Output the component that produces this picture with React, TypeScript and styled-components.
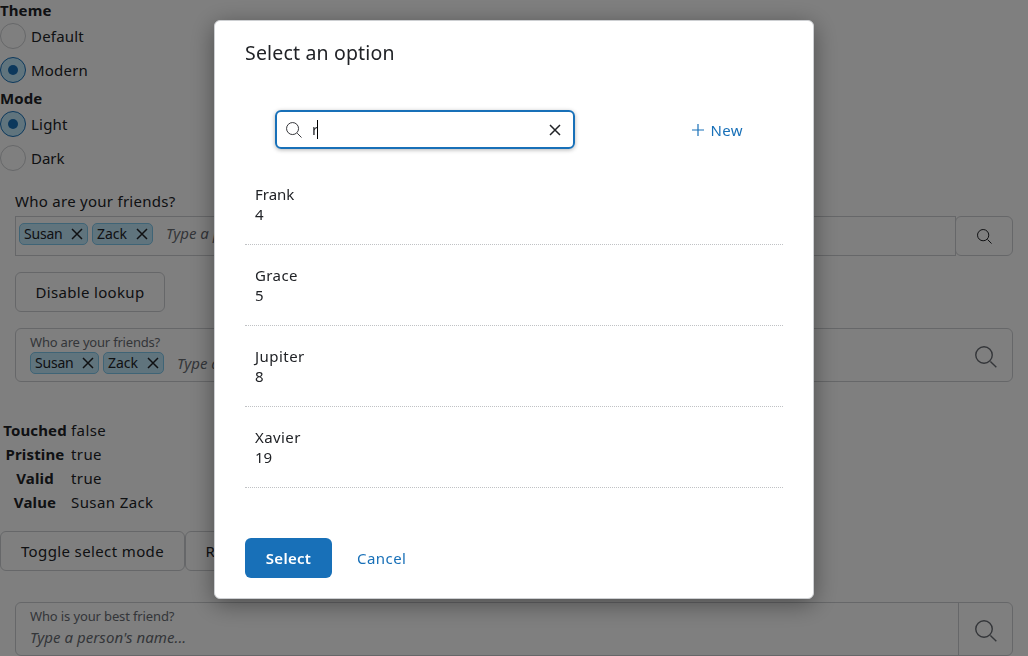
import React from "react";
import styled, { createGlobalStyle } from "styled-components";

const Global = createGlobalStyle`
  *, *::before, *::after { box-sizing: border-box; }
  body {
    margin: 0;
    height: 656px;
    overflow: hidden;
    background: #fff;
    color: #212327;
    font-family: "Noto Sans", "Open Sans", sans-serif;
    font-size: 15px;
    line-height: 20px;
  }
`;

const Page = styled.main`
  height: 656px;
  overflow: hidden;
  display: flex;
  flex-direction: column;
`;

const Text = styled.span<{ $ls?: number }>`
  letter-spacing: ${(p) => p.$ls ?? 0.2}px;
  white-space: nowrap;
`;

const GroupTitle = styled.div<{ $first?: boolean }>`
  height: ${(p) => (p.$first ? 23 : 28)}px;
  padding-top: ${(p) => (p.$first ? 0 : 5)}px;
  font-weight: 700;
  letter-spacing: 0.1px;
`;

const RadioGroup = styled.div`
  display: flex;
  flex-direction: column;
`;

const RadioRow = styled.label`
  display: flex;
  align-items: center;
  gap: 5px;
  height: 26px;
  & + & {
    margin-top: 8px;
  }
`;

const RadioMark = styled.span<{ $on?: boolean }>`
  display: grid;
  place-items: center;
  width: 26px;
  height: 26px;
  border-radius: 50%;
  border: 1px solid ${(p) => (p.$on ? "#1870b8" : "#cdcfd2")};
  background: ${(p) => (p.$on ? "#c1e8fb" : "#fff")};
  &::after {
    content: "";
    width: 10px;
    height: 10px;
    border-radius: 50%;
    background: ${(p) => (p.$on ? "#1870b8" : "transparent")};
  }
`;

const Section = styled.section`
  display: flex;
  flex-direction: column;
  align-items: flex-start;
  padding: 0 15px;
`;

const FieldLabel = styled.div`
  height: 25px;
  margin-top: 20px;
`;

const LookupRow = styled.div`
  display: flex;
  width: 100%;
  height: 40px;
`;

const LookupBox = styled.div`
  flex: 1;
  display: flex;
  margin-right: -1px;
  padding: 6px 3px;
  border: 1px solid #cdcfd2;
`;

const Tokens = styled.div`
  display: flex;
  align-items: center;
  height: 22px;
  gap: 4px;
`;

const TokenBox = styled.span<{ $w: number }>`
  display: flex;
  align-items: center;
  justify-content: space-between;
  width: ${(p) => p.$w}px;
  height: 22px;
  padding: 0 4px;
  border: 1px solid #7fc8ec;
  border-radius: 5px;
  background: #c1e8fb;
  font-size: 14px;
`;

const Placeholder = styled.span<{ $ml?: number }>`
  margin-left: ${(p) => p.$ml ?? 0}px;
  font-style: italic;
  font-size: 15px;
  color: #686c73;
  white-space: nowrap;
`;

const Button = styled.button<{ $w: number }>`
  display: flex;
  align-items: center;
  justify-content: center;
  flex: none;
  width: ${(p) => p.$w}px;
  height: 40px;
  padding: 0;
  border: 1px solid #cdcfd2;
  border-radius: 6px;
  background: transparent;
  color: inherit;
  font: inherit;
`;

const InputBox = styled.div`
  display: flex;
  width: 100%;
  height: 54px;
  border: 1px solid #cdcfd2;
  border-radius: 6px;
`;

const InputBody = styled.div`
  flex: 1;
  padding: 4px 14px;
`;

const SmallLabel = styled.div<{ $ls?: number }>`
  height: 19px;
  color: #686c73;
  font-size: 13px;
  line-height: 18px;
  letter-spacing: ${(p) => p.$ls ?? 0}px;
`;

const BottomPlaceholder = styled(Placeholder)`
  display: block;
  padding-top: 1px;
`;

const IconCell = styled.div<{ $divided?: boolean }>`
  display: grid;
  place-items: center;
  width: 54px;
  padding: 3px 0 0 1px;
  color: #686c73;
  border-left: 1px solid ${(p) => (p.$divided ? "#cdcfd2" : "transparent")};
`;

const Gap = styled.div<{ $h: number }>`
  flex: none;
  height: ${(p) => p.$h}px;
`;

const StatusTable = styled.dl`
  display: grid;
  grid-template-columns: 66px 1fr;
  grid-auto-rows: 24px;
  align-items: center;
  column-gap: 3px;
  margin: 0;
  padding-left: 2px;
  dt {
    font-weight: 700;
    text-align: center;
    letter-spacing: 0.15px;
  }
  dd {
    margin: 0;
    letter-spacing: 0.4px;
  }
`;

const ButtonRow = styled.div`
  display: flex;
`;

const Backdrop = styled.div`
  position: fixed;
  inset: 0;
  background: rgba(0, 0, 0, 0.5);
  display: flex;
  justify-content: center;
  align-items: flex-start;
  padding-top: 20px;
`;

const Modal = styled.div`
  display: flex;
  flex-direction: column;
  width: 600px;
  height: 579px;
  padding: 0 30px;
  border: 1px solid #cdcfd2;
  border-radius: 6px;
  background: #fff;
  box-shadow: 0 5px 25px rgba(0, 0, 0, 0.4);
`;

const ModalTitle = styled.h1`
  margin: 19px 0 0;
  height: 70px;
  font-size: 19.5px;
  line-height: 25px;
  font-weight: 400;
`;

const Toolbar = styled.div`
  display: flex;
  align-items: center;
  justify-content: space-between;
  height: 39px;
  padding: 0 40px 0 30px;
`;

const SearchBox = styled.div`
  display: flex;
  align-items: center;
  width: 300px;
  height: 39px;
  padding: 0 12px 0 9px;
  border: 2px solid #1870b8;
  border-radius: 6px;
  box-shadow: 0 1px 4px rgba(0, 0, 0, 0.3);
`;

const Query = styled.span`
  display: flex;
  align-items: center;
  flex: 1;
  margin-left: 10px;
  padding-bottom: 1px;
`;

const Caret = styled.span`
  width: 1px;
  height: 19px;
  margin-left: -1px;
  background: #000;
`;

const LinkButton = styled.button`
  display: flex;
  align-items: center;
  gap: 6px;
  padding: 0;
  border: 0;
  background: none;
  color: #1870b8;
  font: inherit;
`;

const List = styled.ul`
  list-style: none;
  margin: 15px 0 0;
  padding: 0;
`;

const Item = styled.li`
  height: 81px;
  padding: 20px 10px 0;
  border-bottom: 1px dotted #c0c2c5;
`;

const Footer = styled.div`
  display: flex;
  gap: 25px;
  margin-top: 50px;
`;

const Primary = styled.button`
  width: 87px;
  height: 40px;
  padding: 0;
  border: 0;
  border-radius: 6px;
  background: #1870b8;
  color: #fff;
  font: inherit;
  font-weight: 600;
  letter-spacing: 0.3px;
`;

const SearchIcon = ({ size, stroke = 1 }: { size: number; stroke?: number }) => (
  <svg width={size} height={size} viewBox={`0 0 ${size} ${size}`} fill="none" stroke="currentColor" strokeWidth={stroke}>
    <circle cx={size * 0.41} cy={size * 0.41} r={size * 0.375} />
    <path d={`M${size * 0.7} ${size * 0.7}L${size * 0.97} ${size * 0.97}`} />
  </svg>
);

const CloseIcon = ({ size }: { size: number }) => (
  <svg width={size} height={size} viewBox="0 0 12 12" fill="none" stroke="currentColor" strokeWidth="1.5">
    <path d="M1 1 11 11M11 1 1 11" />
  </svg>
);

const PlusIcon = () => (
  <svg width="12" height="12" viewBox="0 0 12 12" fill="none" stroke="currentColor" strokeWidth="1.2">
    <path d="M6 0V12M0 6H12" />
  </svg>
);

const FriendTokens = () => (
  <Tokens>
    <TokenBox $w={69}><Text $ls={-0.2}>Susan</Text><CloseIcon size={12} /></TokenBox>
    <TokenBox $w={61}><Text $ls={0}>Zack</Text><CloseIcon size={12} /></TokenBox>
  </Tokens>
);

const people: { name: string; id: number; spacing: number }[] = [
  { name: "Frank", id: 4, spacing: 0 },
  { name: "Grace", id: 5, spacing: 0.4 },
  { name: "Jupiter", id: 8, spacing: 0.45 },
  { name: "Xavier", id: 19, spacing: 0.4 },
];

export default function App() {
  return (
    <>
      <Global />
      <Page>
        <GroupTitle $first>Theme</GroupTitle>
        <RadioGroup>
          <RadioRow><RadioMark /><Text>Default</Text></RadioRow>
          <RadioRow><RadioMark $on /><Text>Modern</Text></RadioRow>
        </RadioGroup>
        <GroupTitle>Mode</GroupTitle>
        <RadioGroup>
          <RadioRow><RadioMark $on /><Text>Light</Text></RadioRow>
          <RadioRow><RadioMark /><Text $ls={0}>Dark</Text></RadioRow>
        </RadioGroup>
        <Section>
          <FieldLabel><Text $ls={0.27}>Who are your friends?</Text></FieldLabel>
          <LookupRow>
            <LookupBox>
              <FriendTokens />
              <Placeholder $ml={13}>Type a person's name...</Placeholder>
            </LookupBox>
            <Button $w={58}><SearchIcon size={15} /></Button>
          </LookupRow>
          <Gap $h={16} />
          <Button $w={150}><Text $ls={0.32}>Disable lookup</Text></Button>
          <Gap $h={16} />
          <InputBox>
            <InputBody>
              <SmallLabel $ls={-0.2}>Who are your friends?</SmallLabel>
              <Tokens>
                <FriendTokens />
                <Placeholder $ml={9}>Type a person's name...</Placeholder>
              </Tokens>
            </InputBody>
            <IconCell><SearchIcon size={22} stroke={1.4} /></IconCell>
          </InputBox>
        </Section>
        <Gap $h={36} />
        <StatusTable>
          <dt>Touched</dt><dd>false</dd>
          <dt>Pristine</dt><dd>true</dd>
          <dt>Valid</dt><dd>true</dd>
          <dt>Value</dt><dd>Susan Zack</dd>
        </StatusTable>
        <Gap $h={17} />
        <ButtonRow>
          <Button $w={185}><Text $ls={0.38}>Toggle select mode</Text></Button>
          <Button $w={121}><Text $ls={0.3}>Reset form</Text></Button>
        </ButtonRow>
        <Gap $h={31} />
        <Section>
          <InputBox>
            <InputBody>
              <SmallLabel $ls={-0.13}>Who is your best friend?</SmallLabel>
              <BottomPlaceholder>
                <Text $ls={0.05}>Type a person's name...</Text>
              </BottomPlaceholder>
            </InputBody>
            <IconCell $divided><SearchIcon size={22} stroke={1.4} /></IconCell>
          </InputBox>
        </Section>
      </Page>
      <Backdrop>
        <Modal role="dialog">
          <ModalTitle><Text $ls={0.17}>Select an option</Text></ModalTitle>
          <Toolbar>
            <SearchBox>
              <SearchIcon size={16} stroke={0.9} />
              <Query>r<Caret /></Query>
              <CloseIcon size={12} />
            </SearchBox>
            <LinkButton><PlusIcon /><Text $ls={0.4}>New</Text></LinkButton>
          </Toolbar>
          <List>
            {people.map(({ name, id, spacing }) => (
              <Item key={id}>
                <div><Text $ls={spacing}>{name}</Text></div>
                <div><Text $ls={0}>{id}</Text></div>
              </Item>
            ))}
          </List>
          <Footer>
            <Primary>Select</Primary>
            <LinkButton><Text $ls={0.45}>Cancel</Text></LinkButton>
          </Footer>
        </Modal>
      </Backdrop>
    </>
  );
}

—————

● What is required
Which lines include the word "components"? List them all.

● Expected output
Output the component that produces this picture with React, TypeScript and styled-components.
import styled, { createGlobalStyle } from "styled-components";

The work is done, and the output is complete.